THE PROBLEM – Transcribe all of the material below word for word and leave out its pictures.
········
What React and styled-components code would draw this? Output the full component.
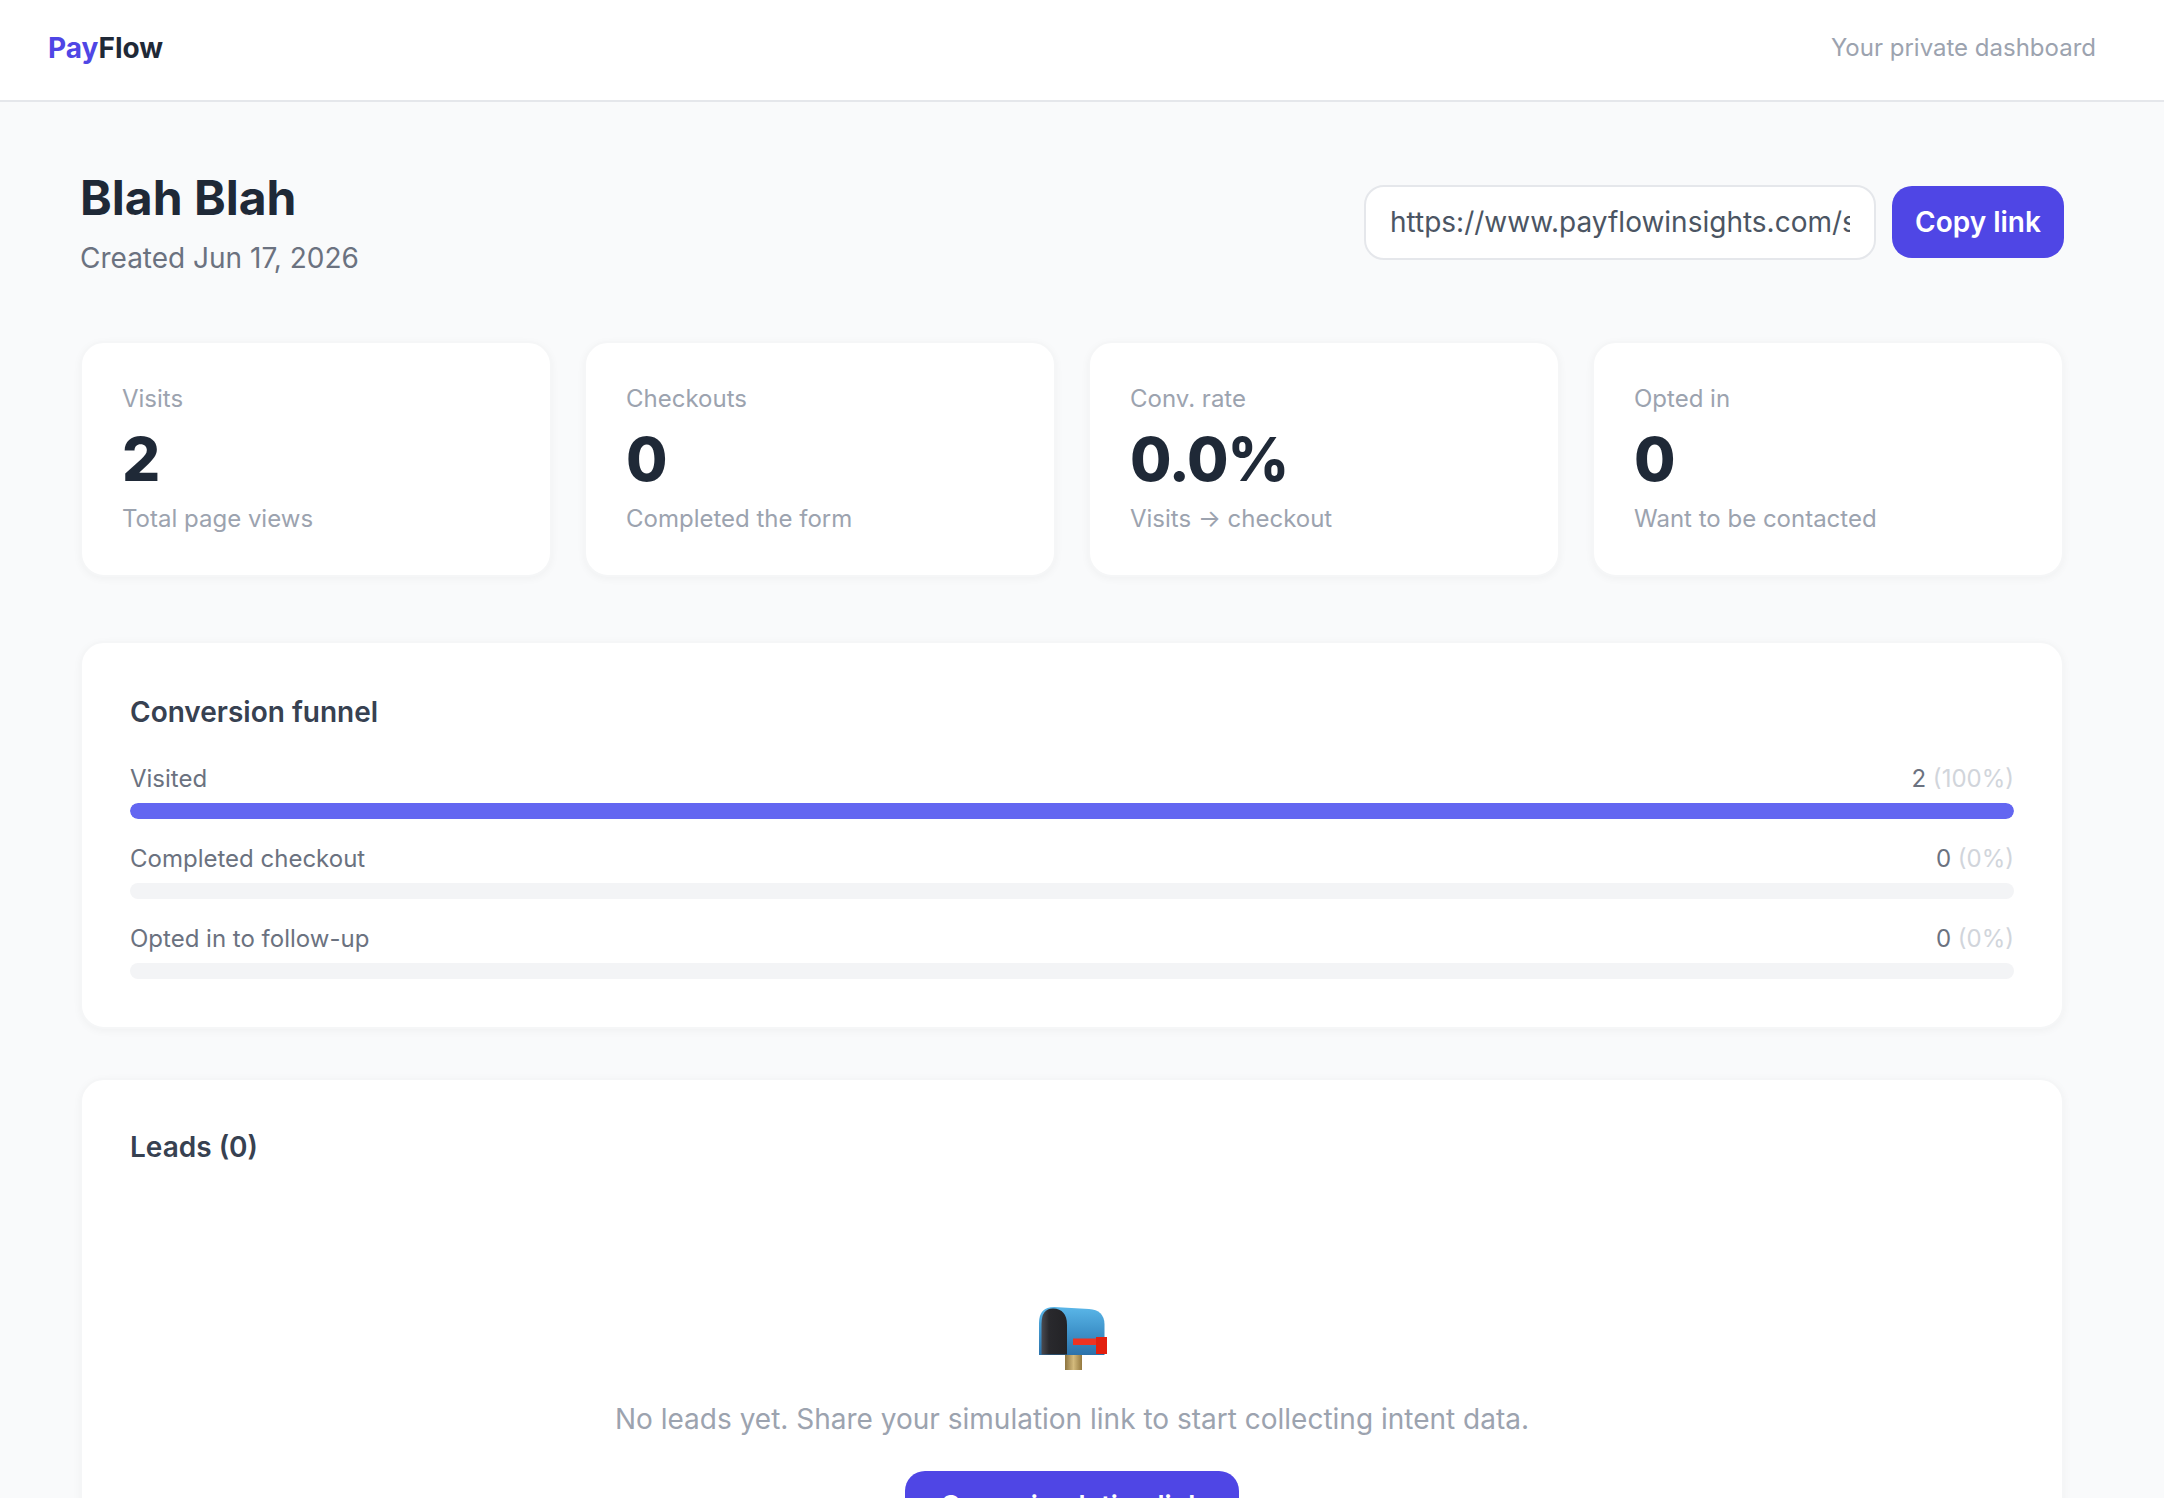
import React from "react";
import styled, { createGlobalStyle } from "styled-components";

const GlobalStyle = createGlobalStyle`
  html, body {
    margin: 0;
    height: 100%;
    overflow: hidden;
    background: #f9fafb;
    font-family: Inter, "Noto Sans", sans-serif;
    color: #1f2937;
  }
  * {
    box-sizing: border-box;
  }
`;

const stats = [
  { label: "Visits", value: "2", note: "Total page views" },
  { label: "Checkouts", value: "0", note: "Completed the form" },
  { label: "Conv. rate", value: "0.0%", note: "Visits → checkout" },
  { label: "Opted in", value: "0", note: "Want to be contacted" },
];

const funnel = [
  { label: "Visited", count: 2, percent: 100 },
  { label: "Completed checkout", count: 0, percent: 0 },
  { label: "Opted in to follow-up", count: 0, percent: 0 },
];

function MailboxIcon() {
  return (
    <MailSvg viewBox="0 0 70 63">
      <defs>
        <linearGradient id="mailBody" x1="0" y1="0" x2="0" y2="1">
          <stop offset="0" stopColor="#5ab6e8" />
          <stop offset="0.5" stopColor="#3f94cb" />
          <stop offset="1" stopColor="#2c72aa" />
        </linearGradient>
        <linearGradient id="mailDoor" x1="0" y1="0" x2="1" y2="0">
          <stop offset="0" stopColor="#4a4a50" />
          <stop offset="0.3" stopColor="#29292d" />
          <stop offset="1" stopColor="#232326" />
        </linearGradient>
        <linearGradient id="mailPost" x1="0" y1="0" x2="1" y2="0">
          <stop offset="0" stopColor="#8d7440" />
          <stop offset="0.5" stopColor="#d3ba7c" />
          <stop offset="1" stopColor="#94793f" />
        </linearGradient>
      </defs>
      <rect x="26" y="47" width="17" height="16" fill="url(#mailPost)" />
      <path d="M0 48V16Q0 0 15 0L50 2Q65 3 65.5 17V48Z" fill="url(#mailBody)" />
      <path d="M2.5 47.5V17Q2.5 1.5 14 1.5Q28 2 28 18V47.5Z" fill="url(#mailDoor)" />
      <path d="M34 31.5H58V38H34Z" fill="#ee3322" />
      <path d="M57 30H68V47H57Z" fill="#e3200f" />
    </MailSvg>
  );
}

function App() {
  return (
    <Page>
      <GlobalStyle />
      <Navbar>
        <Logo>
          <span>Pay</span>Flow
        </Logo>
        <NavNote>Your private dashboard</NavNote>
      </Navbar>

      <Main>
        <Header>
          <div>
            <Title>Blah Blah</Title>
            <Created>Created Jun 17, 2026</Created>
          </div>
          <ShareRow>
            <LinkInput readOnly value="https://www.payflowinsights.com/s/blah-blah" />
            <CopyButton>Copy link</CopyButton>
          </ShareRow>
        </Header>

        <StatGrid>
          {stats.map((s) => (
            <StatCard key={s.label}>
              <StatLabel>{s.label}</StatLabel>
              <StatValue>{s.value}</StatValue>
              <StatNote>{s.note}</StatNote>
            </StatCard>
          ))}
        </StatGrid>

        <FunnelCard>
          <CardTitle>Conversion funnel</CardTitle>
          {funnel.map((row) => (
            <FunnelRow key={row.label}>
              <RowText>
                <span>{row.label}</span>
                <span>
                  {row.count} <Percent>({row.percent}%)</Percent>
                </span>
              </RowText>
              <Track>
                <Fill style={{ width: `${row.percent}%` }} />
              </Track>
            </FunnelRow>
          ))}
        </FunnelCard>

        <LeadsCard>
          <CardTitle>Leads (0)</CardTitle>
          <EmptyState>
            <MailboxIcon />
            <EmptyText>
              No leads yet. Share your simulation link to start collecting intent data.
            </EmptyText>
            <EmptyButton>Copy simulation link</EmptyButton>
          </EmptyState>
        </LeadsCard>
      </Main>
    </Page>
  );
}

const Page = styled.div`
  height: 100vh;
  overflow: hidden;
`;
const Navbar = styled.header`
  height: 102px;
  display: flex;
  align-items: center;
  justify-content: space-between;
  padding: 0 68px 4px 48px;
  background: #fff;
  border-bottom: 2px solid #e5e7eb;
`;
const Logo = styled.div`
  font-size: 28px;
  font-weight: 700;
  color: #1f2937;
  span {
    color: #4f46e5;
  }
`;
const NavNote = styled.div`
  padding-bottom: 2px;
  font-size: 24px;
  color: #9ca3af;
`;
const Main = styled.main`
  padding: 67px 100px 0 80px;
`;
const Header = styled.div`
  display: flex;
  align-items: center;
  justify-content: space-between;
  margin-bottom: 66px;
`;
const Title = styled.h1`
  margin: 0 0 14px;
  font-size: 48px;
  line-height: 58px;
  font-weight: 700;
  color: #1f2937;
`;
const Created = styled.div`
  font-size: 28px;
  line-height: 34px;
  color: #6b7280;
`;
const ShareRow = styled.div`
  display: flex;
  align-items: center;
  gap: 16px;
`;
const LinkInput = styled.input`
  width: 512px;
  height: 75px;
  padding: 0 24px;
  border: 2px solid #e5e7eb;
  border-radius: 20px;
  background: #fff;
  font-family: inherit;
  font-size: 28px;
  color: #4b5563;
  outline: none;
`;
const CopyButton = styled.button`
  width: 172px;
  height: 72px;
  border: none;
  border-radius: 20px;
  background: #4f46e5;
  color: #fff;
  font-family: inherit;
  font-size: 28px;
  font-weight: 600;
`;
const StatGrid = styled.div`
  display: grid;
  grid-template-columns: repeat(4, 1fr);
  gap: 32px;
  margin-bottom: 64px;
`;
const Card = styled.section`
  background: #fff;
  border: 2px solid #f5f6f7;
  border-radius: 24px;
  box-shadow: 0 2px 8px rgba(0, 0, 0, 0.04);
`;
const StatCard = styled(Card)`
  height: 236px;
  padding: 40px;
`;
const StatLabel = styled.div`
  font-size: 24px;
  line-height: 32px;
  color: #9ca3af;
`;
const StatValue = styled.div`
  margin-top: 8px;
  font-size: 60px;
  line-height: 72px;
  font-weight: 800;
  letter-spacing: -1px;
  color: #1f2937;
`;
const StatNote = styled.div`
  margin-top: 8px;
  font-size: 24px;
  line-height: 32px;
  color: #9ca3af;
`;
const FunnelCard = styled(Card)`
  padding: 52px 48px 48px;
  margin-bottom: 49px;
`;
const LeadsCard = styled(Card)`
  padding: 50px 48px 48px;
`;
const CardTitle = styled.h2`
  margin: 0 0 34px;
  font-size: 28px;
  line-height: 34px;
  font-weight: 600;
  color: #374151;
`;
const FunnelRow = styled.div`
  margin-bottom: 24px;
  &:last-child {
    margin-bottom: 0;
  }
`;
const RowText = styled.div`
  display: flex;
  justify-content: space-between;
  margin-bottom: 8px;
  font-size: 24px;
  line-height: 32px;
  color: #6b7280;
`;
const Percent = styled.span`
  color: #d1d5db;
`;
const Track = styled.div`
  height: 16px;
  border-radius: 8px;
  background: #f3f4f6;
  overflow: hidden;
`;
const Fill = styled.div`
  height: 100%;
  border-radius: 8px;
  background: #6366f1;
`;
const EmptyState = styled.div`
  display: flex;
  flex-direction: column;
  align-items: center;
  padding-top: 109px;
`;
const MailSvg = styled.svg`
  width: 70px;
  height: 63px;
  margin-left: 4px;
`;
const EmptyText = styled.p`
  margin: 32px 0 35px;
  font-size: 28px;
  line-height: 34px;
  color: #9ca3af;
`;
const EmptyButton = styled.button`
  width: 334px;
  height: 68px;
  border: none;
  border-radius: 20px;
  background: #4f46e5;
  color: #fff;
  font-family: inherit;
  font-size: 27px;
  font-weight: 600;
`;

export default App;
········
FULL SOLUTION –
What React and styled-components code would draw this? Output the full component.
import React from "react";
import styled, { createGlobalStyle } from "styled-components";

const GlobalStyle = createGlobalStyle`
  html, body {
    margin: 0;
    height: 100%;
    overflow: hidden;
    background: #f9fafb;
    font-family: Inter, "Noto Sans", sans-serif;
    color: #1f2937;
  }
  * {
    box-sizing: border-box;
  }
`;

const stats = [
  { label: "Visits", value: "2", note: "Total page views" },
  { label: "Checkouts", value: "0", note: "Completed the form" },
  { label: "Conv. rate", value: "0.0%", note: "Visits → checkout" },
  { label: "Opted in", value: "0", note: "Want to be contacted" },
];

const funnel = [
  { label: "Visited", count: 2, percent: 100 },
  { label: "Completed checkout", count: 0, percent: 0 },
  { label: "Opted in to follow-up", count: 0, percent: 0 },
];

function MailboxIcon() {
  return (
    <MailSvg viewBox="0 0 70 63">
      <defs>
        <linearGradient id="mailBody" x1="0" y1="0" x2="0" y2="1">
          <stop offset="0" stopColor="#5ab6e8" />
          <stop offset="0.5" stopColor="#3f94cb" />
          <stop offset="1" stopColor="#2c72aa" />
        </linearGradient>
        <linearGradient id="mailDoor" x1="0" y1="0" x2="1" y2="0">
          <stop offset="0" stopColor="#4a4a50" />
          <stop offset="0.3" stopColor="#29292d" />
          <stop offset="1" stopColor="#232326" />
        </linearGradient>
        <linearGradient id="mailPost" x1="0" y1="0" x2="1" y2="0">
          <stop offset="0" stopColor="#8d7440" />
          <stop offset="0.5" stopColor="#d3ba7c" />
          <stop offset="1" stopColor="#94793f" />
        </linearGradient>
      </defs>
      <rect x="26" y="47" width="17" height="16" fill="url(#mailPost)" />
      <path d="M0 48V16Q0 0 15 0L50 2Q65 3 65.5 17V48Z" fill="url(#mailBody)" />
      <path d="M2.5 47.5V17Q2.5 1.5 14 1.5Q28 2 28 18V47.5Z" fill="url(#mailDoor)" />
      <path d="M34 31.5H58V38H34Z" fill="#ee3322" />
      <path d="M57 30H68V47H57Z" fill="#e3200f" />
    </MailSvg>
  );
}

function App() {
  return (
    <Page>
      <GlobalStyle />
      <Navbar>
        <Logo>
          <span>Pay</span>Flow
        </Logo>
        <NavNote>Your private dashboard</NavNote>
      </Navbar>

      <Main>
        <Header>
          <div>
            <Title>Blah Blah</Title>
            <Created>Created Jun 17, 2026</Created>
          </div>
          <ShareRow>
            <LinkInput readOnly value="https://www.payflowinsights.com/s/blah-blah" />
            <CopyButton>Copy link</CopyButton>
          </ShareRow>
        </Header>

        <StatGrid>
          {stats.map((s) => (
            <StatCard key={s.label}>
              <StatLabel>{s.label}</StatLabel>
              <StatValue>{s.value}</StatValue>
              <StatNote>{s.note}</StatNote>
            </StatCard>
          ))}
        </StatGrid>

        <FunnelCard>
          <CardTitle>Conversion funnel</CardTitle>
          {funnel.map((row) => (
            <FunnelRow key={row.label}>
              <RowText>
                <span>{row.label}</span>
                <span>
                  {row.count} <Percent>({row.percent}%)</Percent>
                </span>
              </RowText>
              <Track>
                <Fill style={{ width: `${row.percent}%` }} />
              </Track>
            </FunnelRow>
          ))}
        </FunnelCard>

        <LeadsCard>
          <CardTitle>Leads (0)</CardTitle>
          <EmptyState>
            <MailboxIcon />
            <EmptyText>
              No leads yet. Share your simulation link to start collecting intent data.
            </EmptyText>
            <EmptyButton>Copy simulation link</EmptyButton>
          </EmptyState>
        </LeadsCard>
      </Main>
    </Page>
  );
}

const Page = styled.div`
  height: 100vh;
  overflow: hidden;
`;
const Navbar = styled.header`
  height: 102px;
  display: flex;
  align-items: center;
  justify-content: space-between;
  padding: 0 68px 4px 48px;
  background: #fff;
  border-bottom: 2px solid #e5e7eb;
`;
const Logo = styled.div`
  font-size: 28px;
  font-weight: 700;
  color: #1f2937;
  span {
    color: #4f46e5;
  }
`;
const NavNote = styled.div`
  padding-bottom: 2px;
  font-size: 24px;
  color: #9ca3af;
`;
const Main = styled.main`
  padding: 67px 100px 0 80px;
`;
const Header = styled.div`
  display: flex;
  align-items: center;
  justify-content: space-between;
  margin-bottom: 66px;
`;
const Title = styled.h1`
  margin: 0 0 14px;
  font-size: 48px;
  line-height: 58px;
  font-weight: 700;
  color: #1f2937;
`;
const Created = styled.div`
  font-size: 28px;
  line-height: 34px;
  color: #6b7280;
`;
const ShareRow = styled.div`
  display: flex;
  align-items: center;
  gap: 16px;
`;
const LinkInput = styled.input`
  width: 512px;
  height: 75px;
  padding: 0 24px;
  border: 2px solid #e5e7eb;
  border-radius: 20px;
  background: #fff;
  font-family: inherit;
  font-size: 28px;
  color: #4b5563;
  outline: none;
`;
const CopyButton = styled.button`
  width: 172px;
  height: 72px;
  border: none;
  border-radius: 20px;
  background: #4f46e5;
  color: #fff;
  font-family: inherit;
  font-size: 28px;
  font-weight: 600;
`;
const StatGrid = styled.div`
  display: grid;
  grid-template-columns: repeat(4, 1fr);
  gap: 32px;
  margin-bottom: 64px;
`;
const Card = styled.section`
  background: #fff;
  border: 2px solid #f5f6f7;
  border-radius: 24px;
  box-shadow: 0 2px 8px rgba(0, 0, 0, 0.04);
`;
const StatCard = styled(Card)`
  height: 236px;
  padding: 40px;
`;
const StatLabel = styled.div`
  font-size: 24px;
  line-height: 32px;
  color: #9ca3af;
`;
const StatValue = styled.div`
  margin-top: 8px;
  font-size: 60px;
  line-height: 72px;
  font-weight: 800;
  letter-spacing: -1px;
  color: #1f2937;
`;
const StatNote = styled.div`
  margin-top: 8px;
  font-size: 24px;
  line-height: 32px;
  color: #9ca3af;
`;
const FunnelCard = styled(Card)`
  padding: 52px 48px 48px;
  margin-bottom: 49px;
`;
const LeadsCard = styled(Card)`
  padding: 50px 48px 48px;
`;
const CardTitle = styled.h2`
  margin: 0 0 34px;
  font-size: 28px;
  line-height: 34px;
  font-weight: 600;
  color: #374151;
`;
const FunnelRow = styled.div`
  margin-bottom: 24px;
  &:last-child {
    margin-bottom: 0;
  }
`;
const RowText = styled.div`
  display: flex;
  justify-content: space-between;
  margin-bottom: 8px;
  font-size: 24px;
  line-height: 32px;
  color: #6b7280;
`;
const Percent = styled.span`
  color: #d1d5db;
`;
const Track = styled.div`
  height: 16px;
  border-radius: 8px;
  background: #f3f4f6;
  overflow: hidden;
`;
const Fill = styled.div`
  height: 100%;
  border-radius: 8px;
  background: #6366f1;
`;
const EmptyState = styled.div`
  display: flex;
  flex-direction: column;
  align-items: center;
  padding-top: 109px;
`;
const MailSvg = styled.svg`
  width: 70px;
  height: 63px;
  margin-left: 4px;
`;
const EmptyText = styled.p`
  margin: 32px 0 35px;
  font-size: 28px;
  line-height: 34px;
  color: #9ca3af;
`;
const EmptyButton = styled.button`
  width: 334px;
  height: 68px;
  border: none;
  border-radius: 20px;
  background: #4f46e5;
  color: #fff;
  font-family: inherit;
  font-size: 27px;
  font-weight: 600;
`;

export default App;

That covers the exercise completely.